Like Affinity, 2adpro's clients, including big media companies such as Gannett, Scripps and McClatchy, use the service to design print, online and mobile ads for a quick turnaround. Ad materials are loaded into a cloud-based system and sent to India, where a 24-hour staff of 500 designers can produce them by the next day. (Affinity has a similar workflow and does the large majority of production in India and Philippines.)
Now 2adpro applies the same method to social media, which will continue to play a bigger role for publishers, noted Todd Brownrout, 2adpro's co-founder and chief marketing officer. 2adpro announced an expansion of services to include high-volume social media page design and production. Whether it be building a landing page, a YouTube channel or rich video ad, they can produce it.
The value to publishers is they don't have to devote more resources to new platforms as advertising gets more customized and media companies are expected to be “media consultants,” Brownrout said. “People expect customization. What we're delivering in a way is mass customization,” he said. Publishers pay 2adpro based on a fee or a revenue share, depending on the relationship.
In some cases these outsourced ad production units aren't so outsourced. Affinity typically has long-term, contractual relationships, paying for ads as they are produced. Bigger clients (such as Hearst) have a representative onsite. Singletary noted Affinity is “more an extension of our team."
Hearst doesn't fulfill all advertising through Affinity's system, as “white glove” clients requiring more customization are still handled by in-house creative. Hearst relies on the service more for print, but Singletary said Hearst is moving to fulfill more digital advertising, including developing a system to better integrate print and digital.
Ad production cost savings
The amount that publishers rely on outsourcing ad production varies, and so the cost savings can vary. Brownrout said clients typically see an average overall cost reduction of ad production by about 30 to 40 percent.
The other potential benefit is in being able to sell more thanks to efficiencies. “It's about giving your salesforce more confidence that any time they talk to an advertiser, they can deliver,” he said.
At the California-based Orange County Register
, published by Freedom Communications, Inc.

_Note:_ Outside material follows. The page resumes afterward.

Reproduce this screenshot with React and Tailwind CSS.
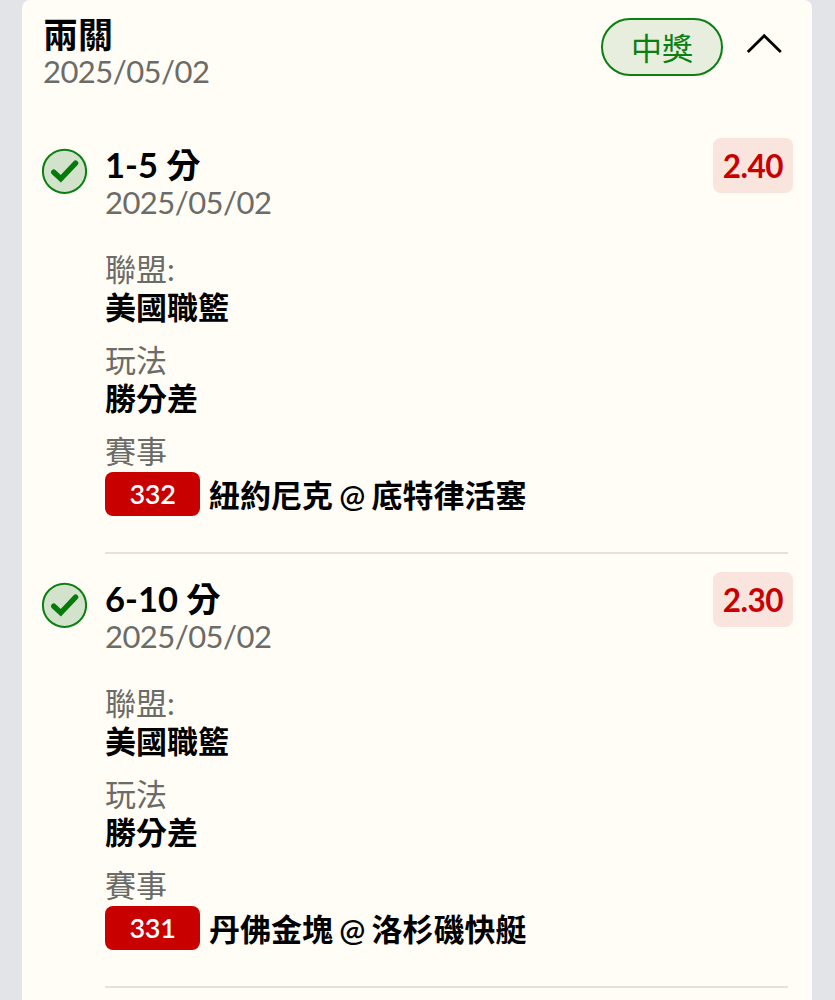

, the benefit to using 2adpro is additional flexibility to build ads, particularly when special sections or events create a spike in volume, said Keith Gilpin, vice president, direct marketing and advertising operations with Orange County Register Communications. It also gives them access to creative advertising for the many emerging advertising types.
He expects a larger percentage of the newspaper's ads to be digital, “and to a growing extent many of those ads are being outsourced.”
In addition to relying on others to create ads, newspapers also have the option to let clients to do it themselves. The Register developed a self-service ad portal for partners, with templates powered by 2adpro, so that smaller advertisers can create their own ads.
“Oftentimes the ads we see coming through here are ads we wouldn’t have seen otherwise,” he said. “I think as an industry [self-service advertising] is going to continue to get bigger.”
Glass said publishers get the most benefit from the Affinity service by using it not just for overflow but to transform their production. Publishers can move away from a lot of heavy overhead to a much more transaction-based relationship (paying for ads as they go), she said.
Hearst's Singletary affirmed that the benefit to working with Affinity is both decreasing costs and increasing sales.
One criticism of outsourcing is that it takes jobs away from ad designers. Singletary said she sees it more as freeing up resources to put people in places that add value, for instance, by putting resources behind creating campaigns and knowing the resources exist to fulfill them.
Glass said outsourcing can give publishers the capacity to sell more. “They get the scale and cost and they don’t add the risk into their business,” she said.